Decía Nicolás Gómez Dávila -en uno de sus escolios- que “las noticias son el substituto de las verdades”. No creo que la afirmación de Gómez Dávila aplique hoy simplemente a las conspiraciones sino al vértigo informativo de cada día y de cada semana, acelerado por los algoritmos que gobiernan las redes sociales y que nos dejan sin tiempo para sopesar y discernir qué es lo que pasa realmente e identificar, o al menor conjeturar, cuáles son los procesos de los que cada acontecimiento da cuenta.
El historiador Eric Hobsbawm declaró en 1995 que las generaciones de fines del siglo XX estaban rompiendo sus vínculos con el pasado y, de contera, con el futuro. Mucho antes que el filósofo coreano Byung Chul Han, Hobsbawm veía en un individualismo asocial cada vez más extendido, la clave de nuestro entrampamiento en una especie de “presente permanente”. Hoy en día, el vértigo cotidiano de las noticias y de las redes sociales, nos hunde aún más en el pozo de un presente sin dirección. No hay proyectos, ni anhelos, ni propósitos, ni visiones compartidas allí donde todo es breve y efímero. En esas circunstancias, resultan difíciles los discursos racionales y la deliberación. La democracia, lo público, las relaciones sociales y familiares, la amistad, el amor, parecen hundirse con nosotros en el pozo de lo efímero. Aislados, sin proyectos y sin visiones compartidas nos hacemos mucho más vulnerables. La inseguridad, la carestía, el desempleo, las guerras, el cambio ambiental planetario, las peloteras entre políticos y sus fanaticadas que apelan al pasado solo en busca de rencor y siembran el futuro de miedo, nos hacen proclives a un catastrofismo en el que cada día viene con su Armagedón.

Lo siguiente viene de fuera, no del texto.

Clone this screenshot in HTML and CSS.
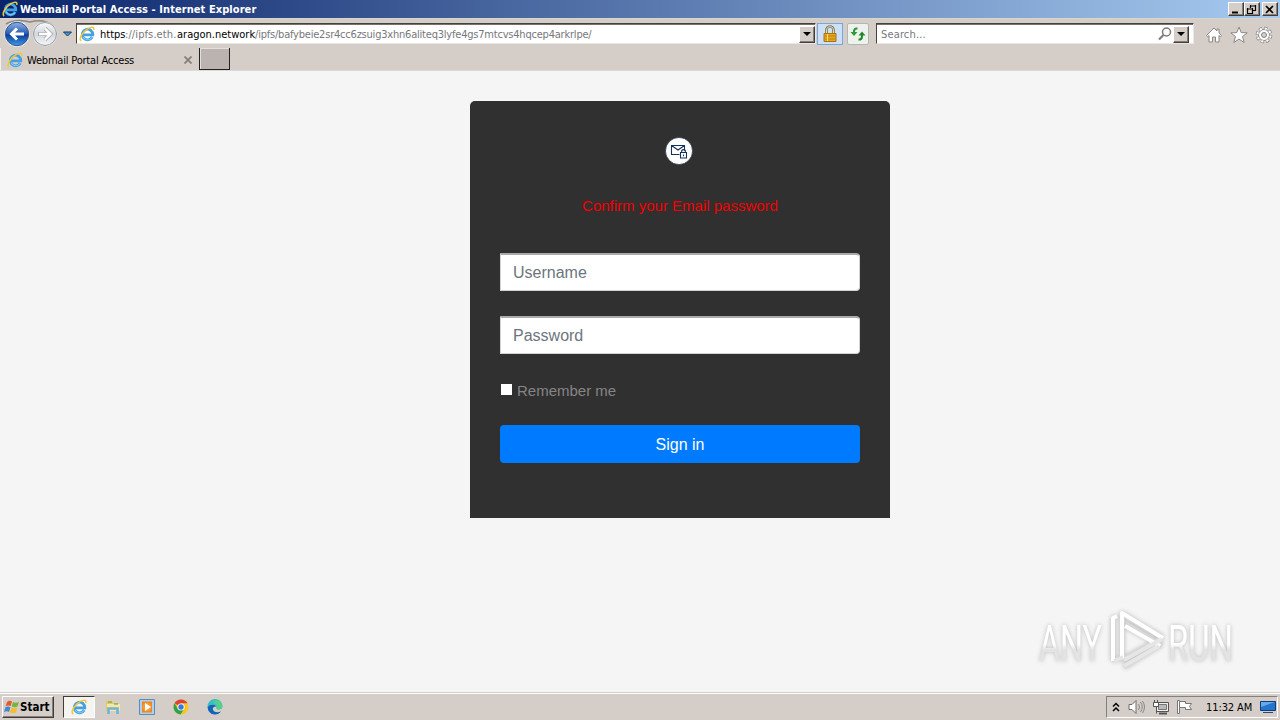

Quizá una de las razones por las que no nos estamos tomando en serio que una de las especies que vamos a extinguir en esta tierra es la humana, es porque no vemos hacia el futuro: en este pozo del presente permanente en el que estamos no hay futuro. Estamos demasiado absortos en nuestro frenesí que no vemos hacia a dónde vamos o a dónde deberíamos ir. Tal vez por eso hay tanta gente ahora que se desfigura tratando de congelar su rostro en el tiempo. Tal vez por eso también, en nuestra relación con nuestros propios placeres hemos abandonado la satisfacción por la insaciabilidad y perdido, en últimas, el placer en sí. Una sociedad de insaciables no tiene manera de ser sostenible, justa o placentera. Mafalda nunca dijo “paren el mundo que me quiero bajar”. Eso lo confirmó Quino. La salida del pozo no está en bajarnos del mundo, pero quizá, para hallar el camino hacia la salida es necesario reducir la velocidad. Y es muy posible que no sea suficiente reducirla solo un poco, sino mucho. La velocidad a la que consumimos (productos, consignas, información, “experiencias”) ni es sostenible ni nos deja pensar. Pero acaso, si reducimos la velocidad ¿no nos quedaremos atrás? ¿no nos dejará el tren? Esas, creo, son preguntas válidas. No obstante, también deberíamos preguntar hacia dónde nos lleva ese tren. Lo cierto es que para recuperar nuestro vínculo con el futuro (y con el pasado), debemos desacelerar nuestras vidas para pensar. Solo así podremos recuperar nuestra condición de ciudadanos que participan en política, deliberan y construyen visiones compartidas de futuro. Necesitamos un poco de serenidad para buscar nuestras verdades. La mentira y el engaño prosperan en el frenesí. En el vértigo muere la verdad. Debemos desacelerar el ritmo si queremos trascender la trampa de la inmediatez. Sin un poco de serenidad, nada es sostenible.